TASK REQUIREMENTS
Reproduce the listing below from the line with "Emit a component" to the line with "string; pad?: string", both lines included, character for character, minus any pictures.

EXERCISE INPUTS
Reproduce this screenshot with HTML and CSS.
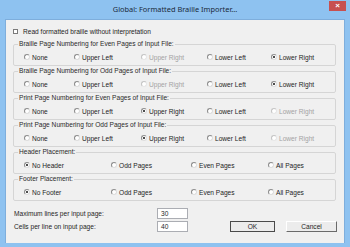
FILE: index.html
```html
<!DOCTYPE html>
<html lang="en">
<head>
    <meta charset="UTF-8">
    <title>Global: Formatted Braille Importer...</title>
    <link rel="stylesheet" href="styles.css">
</head>
<body>
    <div class="window">
        <div class="titlebar">
            <span></span>
            <span class="title">Global: Formatted Braille Importer...</span>
            <span class="close">&#215;</span>
        </div>

        <div class="client">
            <label class="check-row"><span class="checkbox"></span>Read formatted braille without interpretation</label>

            <fieldset class="group">
                <legend>Braille Page Numbering for Even Pages of Input File:</legend>
                <div class="options five">
                    <span class="opt"><span class="radio"></span>None</span>
                    <span class="opt"><span class="radio"></span>Upper Left</span>
                    <span class="opt disabled"><span class="radio"></span>Upper Right</span>
                    <span class="opt"><span class="radio"></span>Lower Left</span>
                    <span class="opt"><span class="radio on"></span>Lower Right</span>
                </div>
            </fieldset>

            <fieldset class="group">
                <legend>Braille Page Numbering for Odd Pages of Input File:</legend>
                <div class="options five">
                    <span class="opt"><span class="radio"></span>None</span>
                    <span class="opt"><span class="radio"></span>Upper Left</span>
                    <span class="opt disabled"><span class="radio"></span>Upper Right</span>
                    <span class="opt"><span class="radio"></span>Lower Left</span>
                    <span class="opt"><span class="radio on"></span>Lower Right</span>
                </div>
            </fieldset>

            <fieldset class="group">
                <legend>Print Page Numbering for Even Pages of Input File:</legend>
                <div class="options five">
                    <span class="opt"><span class="radio"></span>None</span>
                    <span class="opt"><span class="radio"></span>Upper Left</span>
                    <span class="opt"><span class="radio on"></span>Upper Right</span>
                    <span class="opt"><span class="radio"></span>Lower Left</span>
                    <span class="opt disabled"><span class="radio"></span>Lower Right</span>
                </div>
            </fieldset>

            <fieldset class="group">
                <legend>Print Page Numbering for Odd Pages of Input File:</legend>
                <div class="options five">
                    <span class="opt"><span class="radio"></span>None</span>
                    <span class="opt"><span class="radio"></span>Upper Left</span>
                    <span class="opt"><span class="radio on"></span>Upper Right</span>
                    <span class="opt"><span class="radio"></span>Lower Left</span>
                    <span class="opt disabled"><span class="radio"></span>Lower Right</span>
                </div>
            </fieldset>

            <fieldset class="group">
                <legend>Header Placement:</legend>
                <div class="options four">
                    <span class="opt"><span class="radio on"></span>No Header</span>
                    <span class="opt"><span class="radio"></span>Odd Pages</span>
                    <span class="opt"><span class="radio"></span>Even Pages</span>
                    <span class="opt"><span class="radio"></span>All Pages</span>
                </div>
            </fieldset>

            <fieldset class="group">
                <legend>Footer Placement:</legend>
                <div class="options four">
                    <span class="opt"><span class="radio on"></span>No Footer</span>
                    <span class="opt"><span class="radio"></span>Odd Pages</span>
                    <span class="opt"><span class="radio"></span>Even Pages</span>
                    <span class="opt"><span class="radio"></span>All Pages</span>
                </div>
            </fieldset>

            <div class="bottom">
                <span class="field-label row1">Maximum lines per input page:</span>
                <span class="field row1">30</span>
                <span class="field-label row2">Cells per line on input page:</span>
                <span class="field row2">40</span>
                <span class="btn ok">OK</span>
                <span class="btn cancel">Cancel</span>
            </div>
        </div>
    </div>
</body>
</html>
```

FILE: styles.css
```css
* {
    margin: 0;
    padding: 0;
    box-sizing: border-box;
}
body {
    font-family: "Liberation Sans", Arial, sans-serif;
    background-color: #fff;
    color: #1e1e1e;
}
.window {
    width: 350px;
    height: 247px;
    background: #8ec2f0;
    display: flex;
    flex-direction: column;
}
.titlebar {
    height: 19px;
    display: grid;
    grid-template-columns: 1fr auto 1fr;
    align-items: start;
}
.title {
    font-family: "Noto Sans", "Open Sans", sans-serif;
    font-size: 7.4px;
    line-height: 19px;
    color: #1a2a3a;
}
.close {
    justify-self: end;
    width: 17px;
    height: 10px;
    margin: 1px 4px 0 0;
    background: #c75050;
    color: #fff;
    font-size: 8px;
    line-height: 10px;
    text-align: center;
    font-weight: bold;
}
.client {
    margin: 0 5px;
    height: 224px;
    background: #f0f0f0;
    border: 1px solid #7eaedc;
    border-bottom: none;
    padding: 0 8px 0 7px;
    font-size: 6.6px;
}
.check-row {
    display: flex;
    align-items: center;
    height: 8px;
    margin-top: 7px;
    margin-bottom: 5px;
}
.checkbox {
    width: 5px;
    height: 5px;
    background: #fff;
    border: 1px solid #7a7a7a;
    margin-right: 5px;
}
.group {
    border: 1px solid #d5d5d5;
    border-radius: 2px;
    padding: 4px 0 3px 10px;
    margin-bottom: 1px;
}
.group legend {
    height: 8px;
    line-height: 8px;
    padding: 0 1px;
    margin-left: -6px;
    color: #2a2a2a;
}
.options {
    display: grid;
    height: 10px;
    align-items: center;
}
.options.five {
    grid-template-columns: 50px 67px 66px 64px 1fr;
}
.options.four {
    grid-template-columns: 87px 80px 77px 1fr;
}
.opt {
    display: flex;
    align-items: center;
    white-space: nowrap;
}
.radio {
    width: 6px;
    height: 6px;
    border-radius: 50%;
    background: #fff;
    border: 1px solid #8c8c8c;
    border-right-color: #dcdcdc;
    border-bottom-color: #dcdcdc;
    margin-right: 2px;
    display: flex;
    align-items: center;
    justify-content: center;
}
.radio.on::after {
    content: "";
    width: 2px;
    height: 2px;
    border-radius: 50%;
    background: #111;
}
.opt.disabled {
    color: #a3a3a3;
}
.opt.disabled .radio {
    border-color: #c4c4c4;
    border-right-color: #e6e6e6;
    border-bottom-color: #e6e6e6;
}
.bottom {
    display: grid;
    grid-template-columns: 144px 31px 42px 45px 11px 51px;
    grid-template-rows: 11px 11px;
    row-gap: 2px;
    align-items: center;
    margin-top: 7px;
}
.row1 {
    grid-row: 1;
}
.row2 {
    grid-row: 2;
}
.field-label {
    grid-column: 1;
    padding-left: 1px;
}
.field {
    grid-column: 2;
    height: 11px;
    background: #fff;
    border: 1px solid #abadb3;
    line-height: 9px;
    padding-left: 3px;
}
.btn {
    grid-row: 2;
    height: 11px;
    line-height: 9px;
    text-align: center;
    background: #ececec;
    border: 1px solid #fff;
    border-right-color: #6a6a6a;
    border-bottom-color: #6a6a6a;
}
.btn.ok {
    grid-column: 4;
    border: 1px solid #4a4a4a;
}
.btn.cancel {
    grid-column: 6;
}
```
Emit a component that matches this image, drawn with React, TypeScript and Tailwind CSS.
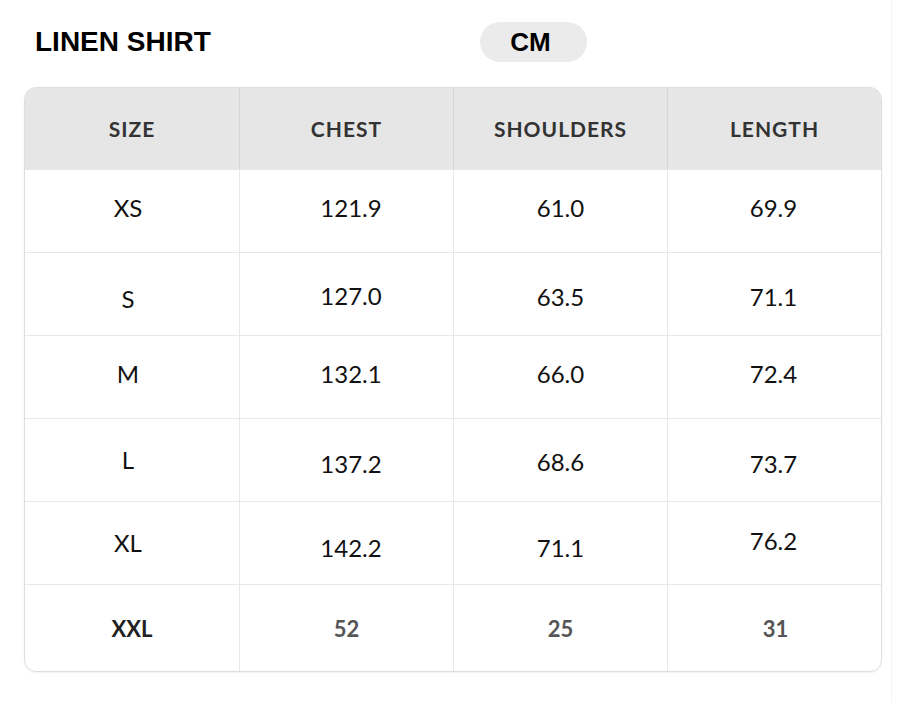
import React from 'react';

// pad classes nudge a value up/down a few px, as in the source image
type Cell = { v: string; pad?: string };

const rows: Cell[][] = [
    [{ v: 'XS', pad: 'pb-[7px]' }, { v: '121.9', pad: 'pb-[7px]' }, { v: '61.0', pad: 'pb-[6px]' }, { v: '69.9', pad: 'pb-[6px]' }],
    [{ v: 'S', pad: 'pt-[9px]' }, { v: '127.0', pad: 'pt-[4px]' }, { v: '63.5', pad: 'pt-[6px]' }, { v: '71.1', pad: 'pt-[6px]' }],
    [{ v: 'M', pad: 'pb-[6px]' }, { v: '132.1', pad: 'pb-[6px]' }, { v: '66.0', pad: 'pb-[6px]' }, { v: '72.4', pad: 'pb-[6px]' }],
    [{ v: 'L' }, { v: '137.2', pad: 'pt-[8px]' }, { v: '68.6', pad: 'pt-[3px]' }, { v: '73.7', pad: 'pt-[8px]' }],
    [{ v: 'XL' }, { v: '142.2', pad: 'pt-[9px]' }, { v: '71.1', pad: 'pt-[9px]' }, { v: '76.2', pad: 'pb-[4px]' }],
];

const headers = ['SIZE', 'CHEST', 'SHOULDERS', 'LENGTH'];

// first column text sits a little left, second a little right
const colShift = ['pr-[8px]', 'pl-[9px] border-l border-[#e8e8e8]', 'border-l border-[#e8e8e8]', 'pr-[2px] border-l border-[#e8e8e8]'];

export default function App() {
    return (
        <div className="w-[900px] h-[702px] bg-white">
            <div className="w-[892px] h-full border-r border-[#f3f3f3]">
                {/* Title + unit toggle */}
                <div className="flex items-center h-[87px] pb-[3px]">
                    <h1 className="ml-[35px] w-[445px] text-[28px] font-bold text-black font-['Liberation_Sans',Arial,sans-serif] leading-none">
                        LINEN SHIRT
                    </h1>
                    <div className="w-[107px] h-[40px] rounded-full bg-[#ebebeb] flex items-center justify-center pr-[6px]">
                        <span className="text-[26px] font-bold text-black font-['Liberation_Sans',Arial,sans-serif] leading-none">CM</span>
                    </div>
                </div>

                {/* Size table */}
                <div className="ml-[24px] w-[858px] rounded-[12px] border border-[#dedede] overflow-hidden font-['Lato','Open_Sans',sans-serif] shadow-[0_1px_2px_rgba(0,0,0,0.06)]">
                    <div className="grid grid-cols-4 h-[81px] bg-[#e6e6e6]">
                        {headers.map((h, i) => (
                            <div
                                key={h}
                                className={`flex items-center justify-center text-[21px] font-bold tracking-[1px] text-[#333] ${i > 0 ? 'border-l border-[#d6d6d6]' : ''}`}
                            >
                                {h}
                            </div>
                        ))}
                    </div>
                    {rows.map((r, ri) => (
                        <div key={ri} className="grid grid-cols-4 h-[83px] border-t border-[#e8e8e8] text-[24px] text-[#111]">
                            {r.map((c, ci) => (
                                <div key={ci} className={`flex items-center justify-center ${colShift[ci]} ${c.pad || ''}`}>
                                    {c.v}
                                </div>
                            ))}
                        </div>
                    ))}
                    <div className="grid grid-cols-4 h-[87px] border-t border-[#e8e8e8] text-[22px] font-bold">
                        <div className="flex items-center justify-center text-[#222]">XXL</div>
                        <div className="flex items-center justify-center border-l border-[#e8e8e8] text-[#555]">52</div>
                        <div className="flex items-center justify-center border-l border-[#e8e8e8] text-[#555]">25</div>
                        <div className="flex items-center justify-center border-l border-[#e8e8e8] text-[#555] pl-[2px]">31</div>
                    </div>
                </div>
            </div>
        </div>
    );
}
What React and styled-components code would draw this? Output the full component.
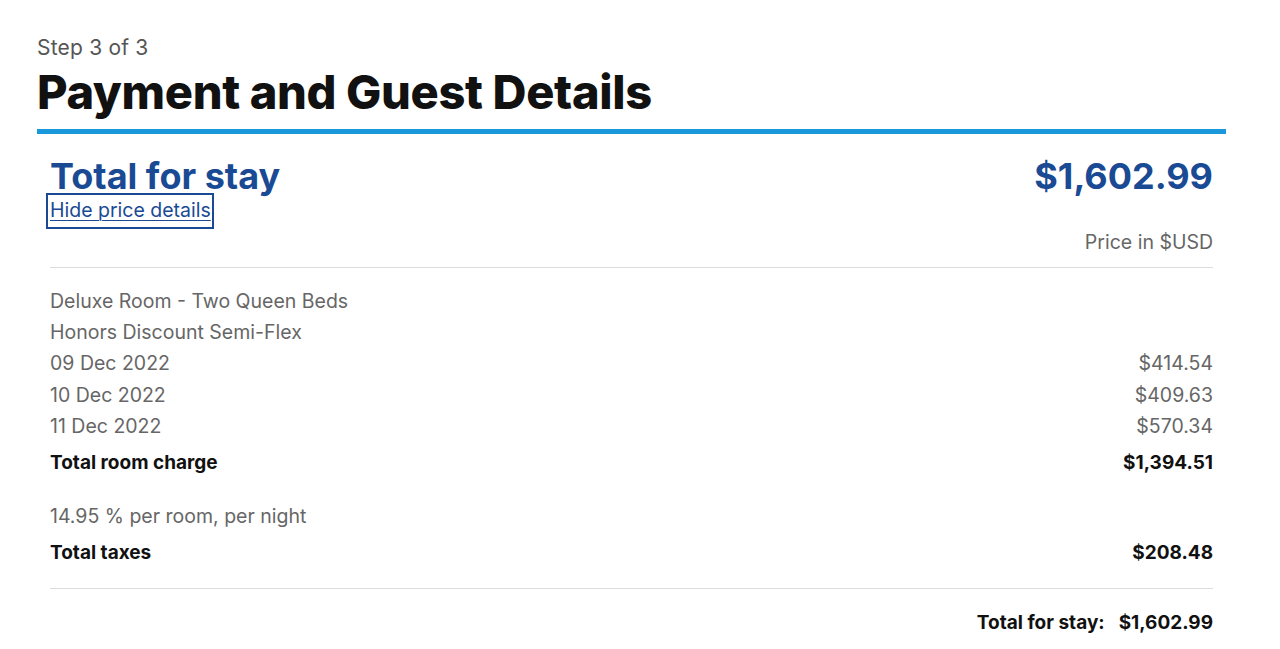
import React from "react";
import styled, { createGlobalStyle } from "styled-components";

const Global = createGlobalStyle`
  html, body { margin: 0; padding: 0; background: #fff; }
  body { font-family: Inter, "Noto Sans", sans-serif; color: #111; }
`;

const Page = styled.div`
  padding: 34px 54px 0 37px;
`;

const Step = styled.div`
  font-size: 21px;
  color: #555;
  line-height: 28px;
  letter-spacing: 0.2px;
`;

const Title = styled.h1`
  margin: 0;
  font-size: 47px;
  font-weight: 800;
  line-height: 60px;
  color: #111;
  letter-spacing: -0.35px;
`;

const Bar = styled.div`
  height: 5px;
  background: #1a98dc;
  margin-top: 7px;
`;

const Panel = styled.div`
  padding: 0 13px;
`;

const SummaryHead = styled.div`
  display: flex;
  justify-content: space-between;
  align-items: flex-start;
  padding-top: 22px;
`;

const SummaryLeft = styled.div`
  display: flex;
  flex-direction: column;
  align-items: flex-start;
`;

const Big = styled.div`
  font-size: 36px;
  font-weight: 700;
  color: #1a4a94;
  line-height: 40px;
`;

const HideLink = styled.a`
  display: inline-block;
  margin: -3px 0 0 -4px;
  padding: 2px 1px 3px 2px;
  font-size: 19.5px;
  line-height: 27px;
  color: #1a4a94;
  text-decoration: underline;
  text-underline-offset: 3px;
  text-decoration-thickness: 1px;
  border: 2px solid #1a4a94;
  cursor: pointer;
`;

const PriceNote = styled.div`
  text-align: right;
  font-size: 19.5px;
  color: #666;
  line-height: 26px;
`;

const Divider = styled.hr`
  border: 0;
  border-top: 1.5px solid #dcdcdc;
  margin: ${(p) => p.$m || "12px 0 0"};
`;

const List = styled.div`
  display: flex;
  flex-direction: column;
  padding-top: 17px;
`;

const Row = styled.div`
  display: flex;
  justify-content: space-between;
  align-items: center;
  height: ${(p) => (p.$bold ? "42px" : "31.4px")};
  font-size: ${(p) => (p.$bold ? "19px" : "19.5px")};
  font-weight: ${(p) => (p.$bold ? 700 : 400)};
  color: ${(p) => (p.$bold ? "#111" : "#666")};
  margin-top: ${(p) => p.$gap || "0"};
`;

const Footer = styled.div`
  display: flex;
  justify-content: flex-end;
  gap: 14px;
  padding-top: 22px;
  font-size: 19px;
  line-height: 24px;
  font-weight: 700;
  color: #111;
`;

export default function App() {
  return (
    <>
      <Global />
      <Page>
        <Step>Step 3 of 3</Step>
        <Title>Payment and Guest Details</Title>
        <Bar />
        <Panel>
          <SummaryHead>
            <SummaryLeft>
              <Big>Total for stay</Big>
              <HideLink>Hide price details</HideLink>
            </SummaryLeft>
            <Big>$1,602.99</Big>
          </SummaryHead>
          <PriceNote>Price in $USD</PriceNote>
          <Divider />
          <List>
            <Row><span>Deluxe Room - Two Queen Beds</span></Row>
            <Row><span>Honors Discount Semi-Flex</span></Row>
            <Row><span>09 Dec 2022</span><span>$414.54</span></Row>
            <Row><span>10 Dec 2022</span><span>$409.63</span></Row>
            <Row><span>11 Dec 2022</span><span>$570.34</span></Row>
            <Row $bold><span>Total room charge</span><span>$1,394.51</span></Row>
            <Row $gap="16px"><span>14.95 % per room, per night</span></Row>
            <Row $bold><span>Total taxes</span><span>$208.48</span></Row>
          </List>
          <Divider $m="15px 0 0" />
          <Footer>
            <span>Total for stay:</span>
            <span>$1,602.99</span>
          </Footer>
        </Panel>
      </Page>
    </>
  );
}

FINAL ANSWER
Emit a component that matches this image, drawn with React, TypeScript and Tailwind CSS.
import React from 'react';

// pad classes nudge a value up/down a few px, as in the source image
type Cell = { v: string; pad?: string };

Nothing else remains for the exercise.